GloriousFlywheel HA State Authority Gate 2026-05-06
TIN-1002 successor gate for selecting and proving the next OpenTofu state-authority target after the RustFS bucket-index RCA. TIN-989 recorded the expected-red HA gate; TIN-1002 captured the candidate plan and guardrail. TIN-1012 now owns turning that gate green without weakening the checks.
Current Live Read
Live read from the honey context on 2026-05-06:
bumble,honey, andstingare Ready.stingis back online and still labeled for compute expansion and KVM, but it is not an OpenEBS ZFS node.- OpenEBS ZFS has one
ZFSNode:bumble. - all current
zfsvolumes.zfs.openebs.ioobjects are Ready onbumble. attic-rustfs-openebsis one RustFS Deployment replica innix-cache.- the RustFS pod is running on
bumble. - the state data PVC is
attic-rustfs-openebs-data,50Gi,openebs-bumble-zfs,ReadWriteOnce. - the RustFS image is pinned by digest to
ghcr.io/tinyland-inc/rustfs@sha256:3c2d55977829620284ece8593901bf776bcfc0fc9972784352de4dcffdb92416. - top-level
rustfs --helpexposesserver,info, andhelp; it does not expose an obviousadmin,heal,repair, orreindexcommand surface.
The current path is healthier than it was before TIN-986/TIN-987 because protected applies now check S3 state authority before mutation, and the RCA collector can capture API/disk evidence. It is still not HA.
Selected Target Class
Select a dedicated HA S3-compatible state authority, separate from the cache object-store runtime, as the next target class.
This deliberately selects a target class rather than a product implementation inside this note. SeaweedFS/shared-S3, replicated RustFS, or another small boring S3 endpoint can still compete, but the selected backend must be judged as OpenTofu state authority first and cache storage second.
The candidate and proof sequence is tracked in HA State Authority Candidate Plan.
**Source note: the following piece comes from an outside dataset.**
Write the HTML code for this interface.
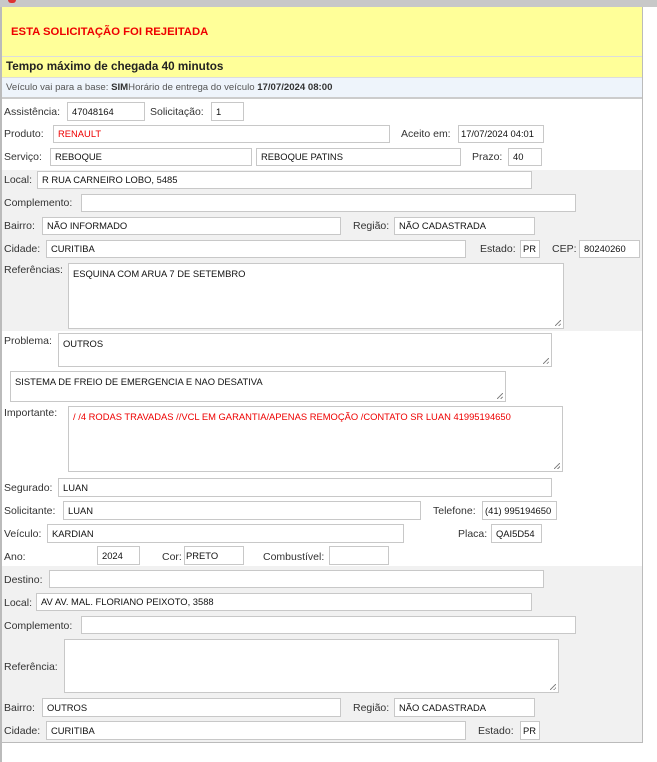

The state authority must prove:
- S3
list-buckets,head-bucket, state-keyHEAD, and bounded write/read/delete checks. - no-op OpenTofu plan against at least one protected stack after the backend is wired.
- pod restart survival.
- node-maintenance or node-unavailability survival for the current bumble failure mode.
- explicit backup, restore, retention, and state-object versioning behavior.
- a repo-managed pre-mutation guard comparable to
just tofu-state-authority-deep-check.
Rejected For Final Authority
Current bumble-local RustFS singleton
Rejected as final authority.
Reasons:
- one RustFS Deployment replica
- one ready service endpoint
- one bumble-bound
ReadWriteOncedata PVC - one OpenEBS ZFS node
- no proved non-restart bucket-index repair path
- prior incident showed
NoSuchBucketfrom S3 while disk bucket markers still existed
Allowed use: guarded interim state authority only.
Sting local-path storage
Rejected as durable state authority.
Reasons:
- Sting fast-local classes are scratch/cache/recoverable capacity, not replicated storage
- a Ready node plus local-path storage does not create state availability when the object-store metadata authority is still singleton
Allowed use: cache, scratch, and recoverable workloads only.
Bazel cache or Attic cache store as state authority
Rejected as the state-backend selection criterion.
Reasons:
- cache systems are allowed to trade availability for rebuild latency
- OpenTofu state is mutation authority and must fail closed before apply
- BCR/RBE correctness must not depend on RustFS bucket-index behavior
Allowed use: acceleration layers with separate durability expectations.
Repo Gate
Use the expected-red readiness gate to keep this boundary visible:
just tofu-state-ha-readiness --expect-interim
Without --expect-interim, the gate exits nonzero until TIN-1012 proves a
state authority that satisfies the HA requirements. That makes the known
interim posture machine-checkable without teaching operators that the current
RustFS singleton is acceptable final state.
RBE Boundary
This is OpenTofu state availability hardening. It is not RBE.
RustFS must not be treated as Bazel CAS/AC authority until a separate storage
consistency, durability, recovery, and observability proof lands. Countable RBE
still requires a real executor endpoint and observed --remote_executor use.